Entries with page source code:
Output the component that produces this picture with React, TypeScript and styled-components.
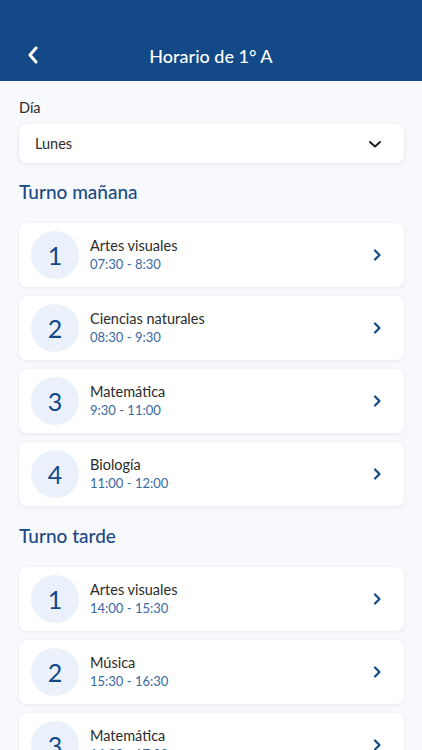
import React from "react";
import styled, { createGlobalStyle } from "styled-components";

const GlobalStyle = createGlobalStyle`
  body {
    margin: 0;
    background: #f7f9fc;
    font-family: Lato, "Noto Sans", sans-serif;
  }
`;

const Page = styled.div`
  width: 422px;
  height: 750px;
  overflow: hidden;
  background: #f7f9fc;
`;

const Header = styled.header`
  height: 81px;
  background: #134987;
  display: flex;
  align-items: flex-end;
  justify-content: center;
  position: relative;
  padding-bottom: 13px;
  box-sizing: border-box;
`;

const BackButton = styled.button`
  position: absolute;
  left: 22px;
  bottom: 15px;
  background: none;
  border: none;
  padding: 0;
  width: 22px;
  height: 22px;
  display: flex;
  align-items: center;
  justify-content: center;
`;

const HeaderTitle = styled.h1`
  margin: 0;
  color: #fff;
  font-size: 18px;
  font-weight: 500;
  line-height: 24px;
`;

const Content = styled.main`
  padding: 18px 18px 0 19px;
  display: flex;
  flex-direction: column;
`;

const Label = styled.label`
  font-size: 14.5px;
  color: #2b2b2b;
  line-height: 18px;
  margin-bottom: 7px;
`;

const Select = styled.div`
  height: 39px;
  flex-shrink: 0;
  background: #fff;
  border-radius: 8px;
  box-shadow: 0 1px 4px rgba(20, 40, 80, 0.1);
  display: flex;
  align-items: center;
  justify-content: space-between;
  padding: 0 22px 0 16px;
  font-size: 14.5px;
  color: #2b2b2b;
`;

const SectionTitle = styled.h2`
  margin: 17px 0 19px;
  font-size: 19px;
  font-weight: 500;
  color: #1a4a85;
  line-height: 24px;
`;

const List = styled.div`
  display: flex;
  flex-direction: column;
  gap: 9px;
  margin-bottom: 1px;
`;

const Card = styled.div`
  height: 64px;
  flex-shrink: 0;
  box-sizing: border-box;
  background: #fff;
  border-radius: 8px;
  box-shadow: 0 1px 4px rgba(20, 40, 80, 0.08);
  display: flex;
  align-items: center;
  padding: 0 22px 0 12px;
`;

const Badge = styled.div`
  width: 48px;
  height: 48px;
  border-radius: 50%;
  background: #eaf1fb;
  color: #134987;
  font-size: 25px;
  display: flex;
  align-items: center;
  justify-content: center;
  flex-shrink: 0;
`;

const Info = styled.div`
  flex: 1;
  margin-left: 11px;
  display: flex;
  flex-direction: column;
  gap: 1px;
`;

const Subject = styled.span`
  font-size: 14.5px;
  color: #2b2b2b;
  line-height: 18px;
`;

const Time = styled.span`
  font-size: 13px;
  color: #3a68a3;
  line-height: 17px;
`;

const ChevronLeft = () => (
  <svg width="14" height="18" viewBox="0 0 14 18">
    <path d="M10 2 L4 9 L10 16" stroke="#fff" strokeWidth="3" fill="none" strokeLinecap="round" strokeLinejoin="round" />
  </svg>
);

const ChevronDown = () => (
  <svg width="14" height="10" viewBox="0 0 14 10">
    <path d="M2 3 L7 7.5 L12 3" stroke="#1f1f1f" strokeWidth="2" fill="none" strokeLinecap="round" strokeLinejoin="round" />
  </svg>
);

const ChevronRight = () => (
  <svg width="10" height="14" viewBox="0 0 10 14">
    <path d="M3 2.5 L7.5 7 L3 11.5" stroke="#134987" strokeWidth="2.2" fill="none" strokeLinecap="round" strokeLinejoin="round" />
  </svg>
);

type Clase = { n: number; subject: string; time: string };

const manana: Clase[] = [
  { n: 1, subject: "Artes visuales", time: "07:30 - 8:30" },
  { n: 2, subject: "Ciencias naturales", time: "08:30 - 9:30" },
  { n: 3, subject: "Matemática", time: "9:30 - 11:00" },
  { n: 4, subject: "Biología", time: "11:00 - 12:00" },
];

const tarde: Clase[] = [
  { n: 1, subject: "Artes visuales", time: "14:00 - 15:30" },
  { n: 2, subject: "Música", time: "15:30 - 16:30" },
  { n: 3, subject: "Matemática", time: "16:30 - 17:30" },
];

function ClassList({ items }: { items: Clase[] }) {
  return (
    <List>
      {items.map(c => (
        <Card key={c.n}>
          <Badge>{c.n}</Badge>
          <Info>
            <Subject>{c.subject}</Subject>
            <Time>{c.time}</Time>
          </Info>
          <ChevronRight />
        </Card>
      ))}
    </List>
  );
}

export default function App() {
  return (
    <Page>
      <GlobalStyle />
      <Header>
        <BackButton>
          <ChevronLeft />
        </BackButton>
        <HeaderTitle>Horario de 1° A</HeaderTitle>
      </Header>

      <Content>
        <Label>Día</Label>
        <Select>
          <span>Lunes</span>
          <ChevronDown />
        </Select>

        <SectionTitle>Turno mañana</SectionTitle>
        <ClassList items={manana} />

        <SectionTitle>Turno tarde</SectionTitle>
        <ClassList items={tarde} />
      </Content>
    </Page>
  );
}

* * *

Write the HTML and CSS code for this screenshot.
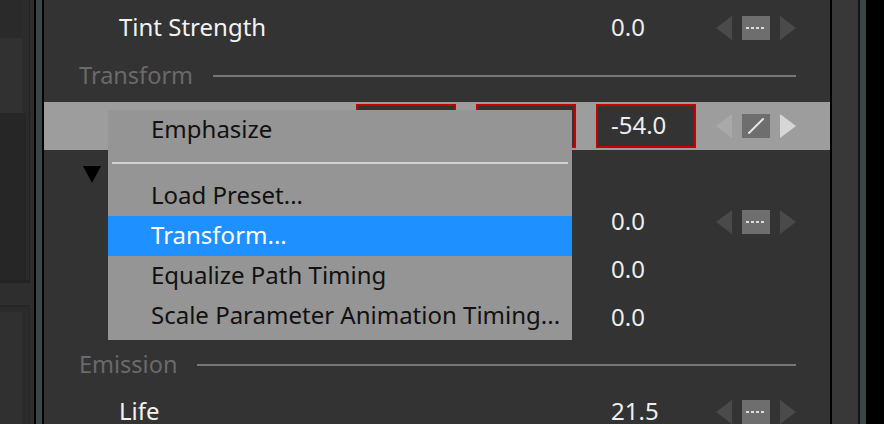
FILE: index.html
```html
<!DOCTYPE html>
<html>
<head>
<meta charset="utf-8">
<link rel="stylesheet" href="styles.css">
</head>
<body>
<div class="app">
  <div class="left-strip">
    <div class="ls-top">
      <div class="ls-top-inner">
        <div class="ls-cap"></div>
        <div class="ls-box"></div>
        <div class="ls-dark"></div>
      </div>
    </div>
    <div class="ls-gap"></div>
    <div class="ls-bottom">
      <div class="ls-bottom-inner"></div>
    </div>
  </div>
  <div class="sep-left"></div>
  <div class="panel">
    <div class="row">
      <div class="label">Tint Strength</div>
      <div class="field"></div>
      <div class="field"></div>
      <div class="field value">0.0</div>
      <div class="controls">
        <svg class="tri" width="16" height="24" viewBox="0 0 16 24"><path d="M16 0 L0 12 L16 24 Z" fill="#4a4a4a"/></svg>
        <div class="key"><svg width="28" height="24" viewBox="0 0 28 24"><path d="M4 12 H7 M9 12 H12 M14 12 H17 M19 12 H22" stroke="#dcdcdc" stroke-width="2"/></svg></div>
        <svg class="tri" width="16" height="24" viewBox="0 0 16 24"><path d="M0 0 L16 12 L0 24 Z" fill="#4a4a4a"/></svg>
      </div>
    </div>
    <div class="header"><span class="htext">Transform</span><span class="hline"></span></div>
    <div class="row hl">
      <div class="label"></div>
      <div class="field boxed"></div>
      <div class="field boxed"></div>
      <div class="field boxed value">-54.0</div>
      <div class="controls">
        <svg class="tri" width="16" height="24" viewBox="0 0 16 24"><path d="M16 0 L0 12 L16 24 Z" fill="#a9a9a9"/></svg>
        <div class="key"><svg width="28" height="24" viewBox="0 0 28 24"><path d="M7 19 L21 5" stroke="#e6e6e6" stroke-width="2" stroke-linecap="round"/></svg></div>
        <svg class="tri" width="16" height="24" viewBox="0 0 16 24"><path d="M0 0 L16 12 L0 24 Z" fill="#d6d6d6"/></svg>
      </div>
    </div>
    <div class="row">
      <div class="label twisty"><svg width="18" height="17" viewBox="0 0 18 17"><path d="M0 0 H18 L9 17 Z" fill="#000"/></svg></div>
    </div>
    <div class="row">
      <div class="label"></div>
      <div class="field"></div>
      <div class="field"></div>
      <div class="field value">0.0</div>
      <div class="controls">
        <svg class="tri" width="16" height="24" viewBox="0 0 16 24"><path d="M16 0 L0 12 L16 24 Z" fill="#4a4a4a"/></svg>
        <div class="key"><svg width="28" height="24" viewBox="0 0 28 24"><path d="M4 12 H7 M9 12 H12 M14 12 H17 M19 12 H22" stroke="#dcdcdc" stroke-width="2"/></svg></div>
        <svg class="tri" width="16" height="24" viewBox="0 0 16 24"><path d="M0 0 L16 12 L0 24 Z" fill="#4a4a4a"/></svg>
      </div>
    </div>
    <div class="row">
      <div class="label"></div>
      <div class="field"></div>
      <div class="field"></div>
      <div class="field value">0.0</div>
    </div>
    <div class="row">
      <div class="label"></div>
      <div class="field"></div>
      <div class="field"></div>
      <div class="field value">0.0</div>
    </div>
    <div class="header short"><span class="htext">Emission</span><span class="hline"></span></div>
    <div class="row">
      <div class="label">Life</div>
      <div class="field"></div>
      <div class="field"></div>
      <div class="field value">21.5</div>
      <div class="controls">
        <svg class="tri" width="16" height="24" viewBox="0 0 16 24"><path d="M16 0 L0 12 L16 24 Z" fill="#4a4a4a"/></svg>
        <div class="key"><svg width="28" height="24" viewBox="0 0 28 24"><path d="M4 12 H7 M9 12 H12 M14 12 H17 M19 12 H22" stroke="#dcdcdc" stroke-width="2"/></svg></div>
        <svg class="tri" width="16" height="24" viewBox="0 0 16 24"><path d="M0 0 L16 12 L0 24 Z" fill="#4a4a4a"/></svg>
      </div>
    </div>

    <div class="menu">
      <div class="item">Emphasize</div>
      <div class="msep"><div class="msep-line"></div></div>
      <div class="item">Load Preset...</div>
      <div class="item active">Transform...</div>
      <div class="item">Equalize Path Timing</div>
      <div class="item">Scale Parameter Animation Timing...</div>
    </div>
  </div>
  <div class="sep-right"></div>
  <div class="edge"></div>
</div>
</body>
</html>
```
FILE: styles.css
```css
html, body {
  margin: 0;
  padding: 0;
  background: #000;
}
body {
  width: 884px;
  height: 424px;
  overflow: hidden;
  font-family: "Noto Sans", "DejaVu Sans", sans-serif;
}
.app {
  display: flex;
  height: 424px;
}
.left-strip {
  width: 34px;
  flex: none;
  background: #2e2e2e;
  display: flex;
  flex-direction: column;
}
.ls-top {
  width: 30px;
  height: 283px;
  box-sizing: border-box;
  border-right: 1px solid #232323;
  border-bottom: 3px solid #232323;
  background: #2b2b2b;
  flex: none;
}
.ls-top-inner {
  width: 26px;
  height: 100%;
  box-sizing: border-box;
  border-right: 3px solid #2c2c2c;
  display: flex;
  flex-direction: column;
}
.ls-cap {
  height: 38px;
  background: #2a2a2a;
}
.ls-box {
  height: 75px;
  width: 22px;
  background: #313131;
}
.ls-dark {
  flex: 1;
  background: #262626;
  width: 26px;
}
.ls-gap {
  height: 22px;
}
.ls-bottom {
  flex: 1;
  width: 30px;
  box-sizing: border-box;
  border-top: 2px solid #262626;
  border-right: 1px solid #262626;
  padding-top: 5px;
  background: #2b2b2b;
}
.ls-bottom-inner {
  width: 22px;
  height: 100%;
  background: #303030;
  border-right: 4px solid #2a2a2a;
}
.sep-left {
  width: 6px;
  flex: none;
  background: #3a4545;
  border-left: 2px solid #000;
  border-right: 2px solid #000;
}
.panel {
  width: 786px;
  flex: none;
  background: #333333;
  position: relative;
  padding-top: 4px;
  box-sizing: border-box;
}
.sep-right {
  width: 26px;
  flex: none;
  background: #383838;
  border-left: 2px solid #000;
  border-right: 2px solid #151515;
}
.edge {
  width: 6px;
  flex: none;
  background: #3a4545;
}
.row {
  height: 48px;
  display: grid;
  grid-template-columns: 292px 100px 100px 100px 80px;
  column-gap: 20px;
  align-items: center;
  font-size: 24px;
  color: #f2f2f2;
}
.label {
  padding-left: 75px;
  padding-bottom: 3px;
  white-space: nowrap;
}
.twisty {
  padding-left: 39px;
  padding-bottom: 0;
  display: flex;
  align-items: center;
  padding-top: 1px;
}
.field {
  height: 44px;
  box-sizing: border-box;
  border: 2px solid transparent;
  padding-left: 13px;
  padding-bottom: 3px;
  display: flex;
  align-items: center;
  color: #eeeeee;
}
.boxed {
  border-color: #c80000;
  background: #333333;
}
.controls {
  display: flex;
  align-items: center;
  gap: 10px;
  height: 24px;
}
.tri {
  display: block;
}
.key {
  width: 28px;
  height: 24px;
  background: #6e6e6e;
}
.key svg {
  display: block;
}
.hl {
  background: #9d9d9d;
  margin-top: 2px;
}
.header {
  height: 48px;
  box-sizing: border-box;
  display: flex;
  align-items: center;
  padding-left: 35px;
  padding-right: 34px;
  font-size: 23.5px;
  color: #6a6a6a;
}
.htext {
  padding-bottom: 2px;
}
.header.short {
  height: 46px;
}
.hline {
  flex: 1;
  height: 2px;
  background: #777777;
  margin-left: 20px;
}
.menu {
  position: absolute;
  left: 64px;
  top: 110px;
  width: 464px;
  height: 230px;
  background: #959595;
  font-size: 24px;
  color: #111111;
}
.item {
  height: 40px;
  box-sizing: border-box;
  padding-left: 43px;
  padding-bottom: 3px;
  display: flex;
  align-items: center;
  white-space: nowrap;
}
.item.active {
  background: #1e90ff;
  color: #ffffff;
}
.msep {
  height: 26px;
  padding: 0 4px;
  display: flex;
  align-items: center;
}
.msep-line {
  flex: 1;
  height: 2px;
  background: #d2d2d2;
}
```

Your instructions:
Look through the lines above and collect those with the word "this".

Problem solution:
Output the component that produces this picture with React, TypeScript and styled-components.
Write the HTML and CSS code for this screenshot.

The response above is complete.